> _Stated goal_:
Write out the listing below exactly, and omit any images you find in it.

> _Data extract_:
[start]

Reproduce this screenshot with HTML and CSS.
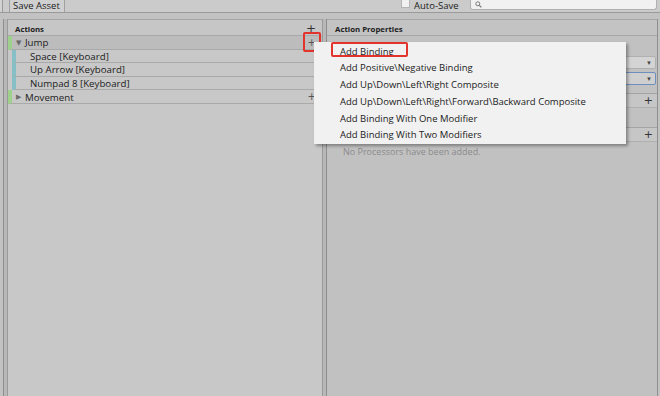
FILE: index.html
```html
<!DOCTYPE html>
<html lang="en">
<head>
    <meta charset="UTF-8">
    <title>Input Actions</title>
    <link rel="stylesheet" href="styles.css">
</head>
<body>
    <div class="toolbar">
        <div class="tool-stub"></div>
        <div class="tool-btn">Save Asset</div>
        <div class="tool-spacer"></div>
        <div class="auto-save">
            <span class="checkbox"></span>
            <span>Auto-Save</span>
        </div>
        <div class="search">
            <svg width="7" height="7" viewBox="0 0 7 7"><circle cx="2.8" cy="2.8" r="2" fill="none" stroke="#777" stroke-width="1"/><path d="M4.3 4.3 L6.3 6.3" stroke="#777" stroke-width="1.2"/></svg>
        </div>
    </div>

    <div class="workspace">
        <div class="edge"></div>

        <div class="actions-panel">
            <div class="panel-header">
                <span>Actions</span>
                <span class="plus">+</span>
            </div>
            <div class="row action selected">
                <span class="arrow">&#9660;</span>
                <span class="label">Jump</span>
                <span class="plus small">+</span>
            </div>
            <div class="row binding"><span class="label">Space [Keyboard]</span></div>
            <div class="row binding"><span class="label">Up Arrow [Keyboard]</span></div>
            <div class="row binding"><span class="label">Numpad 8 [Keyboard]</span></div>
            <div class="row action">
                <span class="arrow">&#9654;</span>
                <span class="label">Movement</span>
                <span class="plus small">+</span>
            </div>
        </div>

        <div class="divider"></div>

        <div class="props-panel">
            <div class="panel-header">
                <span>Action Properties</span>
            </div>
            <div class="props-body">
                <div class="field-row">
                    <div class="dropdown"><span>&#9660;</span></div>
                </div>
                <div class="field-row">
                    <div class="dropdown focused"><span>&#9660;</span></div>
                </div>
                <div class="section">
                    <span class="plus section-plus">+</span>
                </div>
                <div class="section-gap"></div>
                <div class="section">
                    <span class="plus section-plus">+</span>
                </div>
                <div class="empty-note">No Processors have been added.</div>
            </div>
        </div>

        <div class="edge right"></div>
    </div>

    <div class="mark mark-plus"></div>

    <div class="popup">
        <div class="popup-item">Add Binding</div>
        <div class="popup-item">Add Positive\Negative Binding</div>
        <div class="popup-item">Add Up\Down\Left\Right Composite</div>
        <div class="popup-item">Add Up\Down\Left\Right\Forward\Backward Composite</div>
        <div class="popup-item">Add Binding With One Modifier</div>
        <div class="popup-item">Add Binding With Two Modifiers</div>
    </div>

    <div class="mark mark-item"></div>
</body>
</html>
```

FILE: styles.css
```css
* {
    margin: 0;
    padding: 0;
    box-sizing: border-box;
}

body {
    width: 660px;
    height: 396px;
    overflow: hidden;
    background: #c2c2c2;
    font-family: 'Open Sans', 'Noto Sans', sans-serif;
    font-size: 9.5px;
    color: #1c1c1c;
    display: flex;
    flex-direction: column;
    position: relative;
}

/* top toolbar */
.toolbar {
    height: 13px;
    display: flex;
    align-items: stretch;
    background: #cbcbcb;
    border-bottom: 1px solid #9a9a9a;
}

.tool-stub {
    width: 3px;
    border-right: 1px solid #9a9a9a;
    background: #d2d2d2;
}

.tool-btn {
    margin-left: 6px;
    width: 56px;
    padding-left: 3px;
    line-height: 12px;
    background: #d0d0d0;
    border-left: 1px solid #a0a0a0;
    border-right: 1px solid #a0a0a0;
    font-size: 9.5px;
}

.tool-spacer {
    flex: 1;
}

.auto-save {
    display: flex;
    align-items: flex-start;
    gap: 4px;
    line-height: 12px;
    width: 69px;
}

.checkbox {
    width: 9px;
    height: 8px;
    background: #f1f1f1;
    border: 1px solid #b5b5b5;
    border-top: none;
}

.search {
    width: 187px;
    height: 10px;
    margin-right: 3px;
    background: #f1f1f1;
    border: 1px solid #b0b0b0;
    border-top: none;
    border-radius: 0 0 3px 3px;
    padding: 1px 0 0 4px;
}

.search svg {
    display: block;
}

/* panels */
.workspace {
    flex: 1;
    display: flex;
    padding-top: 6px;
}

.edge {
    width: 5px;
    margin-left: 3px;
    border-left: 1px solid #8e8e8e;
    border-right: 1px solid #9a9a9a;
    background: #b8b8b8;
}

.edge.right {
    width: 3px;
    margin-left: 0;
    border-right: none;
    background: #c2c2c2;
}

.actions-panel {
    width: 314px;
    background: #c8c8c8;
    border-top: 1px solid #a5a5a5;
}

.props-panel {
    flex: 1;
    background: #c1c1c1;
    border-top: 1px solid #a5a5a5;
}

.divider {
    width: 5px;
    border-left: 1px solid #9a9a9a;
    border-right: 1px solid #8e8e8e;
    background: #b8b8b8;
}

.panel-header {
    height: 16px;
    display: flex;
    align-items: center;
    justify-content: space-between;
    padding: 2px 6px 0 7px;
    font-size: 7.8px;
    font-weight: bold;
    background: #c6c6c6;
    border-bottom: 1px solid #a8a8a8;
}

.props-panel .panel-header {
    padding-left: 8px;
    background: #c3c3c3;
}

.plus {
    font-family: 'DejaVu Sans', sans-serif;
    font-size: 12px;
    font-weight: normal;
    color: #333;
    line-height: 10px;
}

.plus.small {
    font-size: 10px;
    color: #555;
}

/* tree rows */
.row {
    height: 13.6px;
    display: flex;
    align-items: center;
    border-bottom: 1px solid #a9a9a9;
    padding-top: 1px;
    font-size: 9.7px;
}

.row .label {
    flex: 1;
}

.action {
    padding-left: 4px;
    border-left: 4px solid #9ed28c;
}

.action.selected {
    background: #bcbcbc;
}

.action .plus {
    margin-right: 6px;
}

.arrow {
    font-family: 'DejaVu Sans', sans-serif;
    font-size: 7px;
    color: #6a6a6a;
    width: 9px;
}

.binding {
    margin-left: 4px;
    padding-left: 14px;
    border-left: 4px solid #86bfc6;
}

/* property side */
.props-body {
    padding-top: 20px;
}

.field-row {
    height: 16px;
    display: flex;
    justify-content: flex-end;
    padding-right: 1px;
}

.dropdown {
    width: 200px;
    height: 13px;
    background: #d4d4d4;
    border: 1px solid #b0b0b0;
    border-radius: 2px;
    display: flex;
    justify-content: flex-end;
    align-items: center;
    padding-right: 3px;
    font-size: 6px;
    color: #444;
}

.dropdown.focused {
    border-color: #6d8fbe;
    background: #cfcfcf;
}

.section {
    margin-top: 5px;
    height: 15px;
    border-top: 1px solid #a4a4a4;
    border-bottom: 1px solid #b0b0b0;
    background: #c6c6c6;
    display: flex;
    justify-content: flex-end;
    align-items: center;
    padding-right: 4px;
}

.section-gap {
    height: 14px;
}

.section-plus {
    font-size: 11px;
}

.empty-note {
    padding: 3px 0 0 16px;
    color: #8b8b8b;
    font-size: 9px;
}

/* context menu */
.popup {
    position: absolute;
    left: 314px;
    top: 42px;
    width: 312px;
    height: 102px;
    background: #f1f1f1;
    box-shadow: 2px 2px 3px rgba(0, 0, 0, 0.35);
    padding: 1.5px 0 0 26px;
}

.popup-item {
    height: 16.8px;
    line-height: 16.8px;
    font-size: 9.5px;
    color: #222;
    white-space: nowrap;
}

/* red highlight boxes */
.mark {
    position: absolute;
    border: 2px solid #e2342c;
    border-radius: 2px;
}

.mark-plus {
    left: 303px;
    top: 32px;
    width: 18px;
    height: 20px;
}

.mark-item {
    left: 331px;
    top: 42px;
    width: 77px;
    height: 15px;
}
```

[end]

> _Output of the exercise_:
Reproduce this screenshot with HTML and CSS.
FILE: index.html
```html
<!DOCTYPE html>
<html lang="en">
<head>
    <meta charset="UTF-8">
    <title>Input Actions</title>
    <link rel="stylesheet" href="styles.css">
</head>
<body>
    <div class="toolbar">
        <div class="tool-stub"></div>
        <div class="tool-btn">Save Asset</div>
        <div class="tool-spacer"></div>
        <div class="auto-save">
            <span class="checkbox"></span>
            <span>Auto-Save</span>
        </div>
        <div class="search">
            <svg width="7" height="7" viewBox="0 0 7 7"><circle cx="2.8" cy="2.8" r="2" fill="none" stroke="#777" stroke-width="1"/><path d="M4.3 4.3 L6.3 6.3" stroke="#777" stroke-width="1.2"/></svg>
        </div>
    </div>

    <div class="workspace">
        <div class="edge"></div>

        <div class="actions-panel">
            <div class="panel-header">
                <span>Actions</span>
                <span class="plus">+</span>
            </div>
            <div class="row action selected">
                <span class="arrow">&#9660;</span>
                <span class="label">Jump</span>
                <span class="plus small">+</span>
            </div>
            <div class="row binding"><span class="label">Space [Keyboard]</span></div>
            <div class="row binding"><span class="label">Up Arrow [Keyboard]</span></div>
            <div class="row binding"><span class="label">Numpad 8 [Keyboard]</span></div>
            <div class="row action">
                <span class="arrow">&#9654;</span>
                <span class="label">Movement</span>
                <span class="plus small">+</span>
            </div>
        </div>

        <div class="divider"></div>

        <div class="props-panel">
            <div class="panel-header">
                <span>Action Properties</span>
            </div>
            <div class="props-body">
                <div class="field-row">
                    <div class="dropdown"><span>&#9660;</span></div>
                </div>
                <div class="field-row">
                    <div class="dropdown focused"><span>&#9660;</span></div>
                </div>
                <div class="section">
                    <span class="plus section-plus">+</span>
                </div>
                <div class="section-gap"></div>
                <div class="section">
                    <span class="plus section-plus">+</span>
                </div>
                <div class="empty-note">No Processors have been added.</div>
            </div>
        </div>

        <div class="edge right"></div>
    </div>

    <div class="mark mark-plus"></div>

    <div class="popup">
        <div class="popup-item">Add Binding</div>
        <div class="popup-item">Add Positive\Negative Binding</div>
        <div class="popup-item">Add Up\Down\Left\Right Composite</div>
        <div class="popup-item">Add Up\Down\Left\Right\Forward\Backward Composite</div>
        <div class="popup-item">Add Binding With One Modifier</div>
        <div class="popup-item">Add Binding With Two Modifiers</div>
    </div>

    <div class="mark mark-item"></div>
</body>
</html>
```

FILE: styles.css
```css
* {
    margin: 0;
    padding: 0;
    box-sizing: border-box;
}

body {
    width: 660px;
    height: 396px;
    overflow: hidden;
    background: #c2c2c2;
    font-family: 'Open Sans', 'Noto Sans', sans-serif;
    font-size: 9.5px;
    color: #1c1c1c;
    display: flex;
    flex-direction: column;
    position: relative;
}

/* top toolbar */
.toolbar {
    height: 13px;
    display: flex;
    align-items: stretch;
    background: #cbcbcb;
    border-bottom: 1px solid #9a9a9a;
}

.tool-stub {
    width: 3px;
    border-right: 1px solid #9a9a9a;
    background: #d2d2d2;
}

.tool-btn {
    margin-left: 6px;
    width: 56px;
    padding-left: 3px;
    line-height: 12px;
    background: #d0d0d0;
    border-left: 1px solid #a0a0a0;
    border-right: 1px solid #a0a0a0;
    font-size: 9.5px;
}

.tool-spacer {
    flex: 1;
}

.auto-save {
    display: flex;
    align-items: flex-start;
    gap: 4px;
    line-height: 12px;
    width: 69px;
}

.checkbox {
    width: 9px;
    height: 8px;
    background: #f1f1f1;
    border: 1px solid #b5b5b5;
    border-top: none;
}

.search {
    width: 187px;
    height: 10px;
    margin-right: 3px;
    background: #f1f1f1;
    border: 1px solid #b0b0b0;
    border-top: none;
    border-radius: 0 0 3px 3px;
    padding: 1px 0 0 4px;
}

.search svg {
    display: block;
}

/* panels */
.workspace {
    flex: 1;
    display: flex;
    padding-top: 6px;
}

.edge {
    width: 5px;
    margin-left: 3px;
    border-left: 1px solid #8e8e8e;
    border-right: 1px solid #9a9a9a;
    background: #b8b8b8;
}

.edge.right {
    width: 3px;
    margin-left: 0;
    border-right: none;
    background: #c2c2c2;
}

.actions-panel {
    width: 314px;
    background: #c8c8c8;
    border-top: 1px solid #a5a5a5;
}

.props-panel {
    flex: 1;
    background: #c1c1c1;
    border-top: 1px solid #a5a5a5;
}

.divider {
    width: 5px;
    border-left: 1px solid #9a9a9a;
    border-right: 1px solid #8e8e8e;
    background: #b8b8b8;
}

.panel-header {
    height: 16px;
    display: flex;
    align-items: center;
    justify-content: space-between;
    padding: 2px 6px 0 7px;
    font-size: 7.8px;
    font-weight: bold;
    background: #c6c6c6;
    border-bottom: 1px solid #a8a8a8;
}

.props-panel .panel-header {
    padding-left: 8px;
    background: #c3c3c3;
}

.plus {
    font-family: 'DejaVu Sans', sans-serif;
    font-size: 12px;
    font-weight: normal;
    color: #333;
    line-height: 10px;
}

.plus.small {
    font-size: 10px;
    color: #555;
}

/* tree rows */
.row {
    height: 13.6px;
    display: flex;
    align-items: center;
    border-bottom: 1px solid #a9a9a9;
    padding-top: 1px;
    font-size: 9.7px;
}

.row .label {
    flex: 1;
}

.action {
    padding-left: 4px;
    border-left: 4px solid #9ed28c;
}

.action.selected {
    background: #bcbcbc;
}

.action .plus {
    margin-right: 6px;
}

.arrow {
    font-family: 'DejaVu Sans', sans-serif;
    font-size: 7px;
    color: #6a6a6a;
    width: 9px;
}

.binding {
    margin-left: 4px;
    padding-left: 14px;
    border-left: 4px solid #86bfc6;
}

/* property side */
.props-body {
    padding-top: 20px;
}

.field-row {
    height: 16px;
    display: flex;
    justify-content: flex-end;
    padding-right: 1px;
}

.dropdown {
    width: 200px;
    height: 13px;
    background: #d4d4d4;
    border: 1px solid #b0b0b0;
    border-radius: 2px;
    display: flex;
    justify-content: flex-end;
    align-items: center;
    padding-right: 3px;
    font-size: 6px;
    color: #444;
}

.dropdown.focused {
    border-color: #6d8fbe;
    background: #cfcfcf;
}

.section {
    margin-top: 5px;
    height: 15px;
    border-top: 1px solid #a4a4a4;
    border-bottom: 1px solid #b0b0b0;
    background: #c6c6c6;
    display: flex;
    justify-content: flex-end;
    align-items: center;
    padding-right: 4px;
}

.section-gap {
    height: 14px;
}

.section-plus {
    font-size: 11px;
}

.empty-note {
    padding: 3px 0 0 16px;
    color: #8b8b8b;
    font-size: 9px;
}

/* context menu */
.popup {
    position: absolute;
    left: 314px;
    top: 42px;
    width: 312px;
    height: 102px;
    background: #f1f1f1;
    box-shadow: 2px 2px 3px rgba(0, 0, 0, 0.35);
    padding: 1.5px 0 0 26px;
}

.popup-item {
    height: 16.8px;
    line-height: 16.8px;
    font-size: 9.5px;
    color: #222;
    white-space: nowrap;
}

/* red highlight boxes */
.mark {
    position: absolute;
    border: 2px solid #e2342c;
    border-radius: 2px;
}

.mark-plus {
    left: 303px;
    top: 32px;
    width: 18px;
    height: 20px;
}

.mark-item {
    left: 331px;
    top: 42px;
    width: 77px;
    height: 15px;
}
```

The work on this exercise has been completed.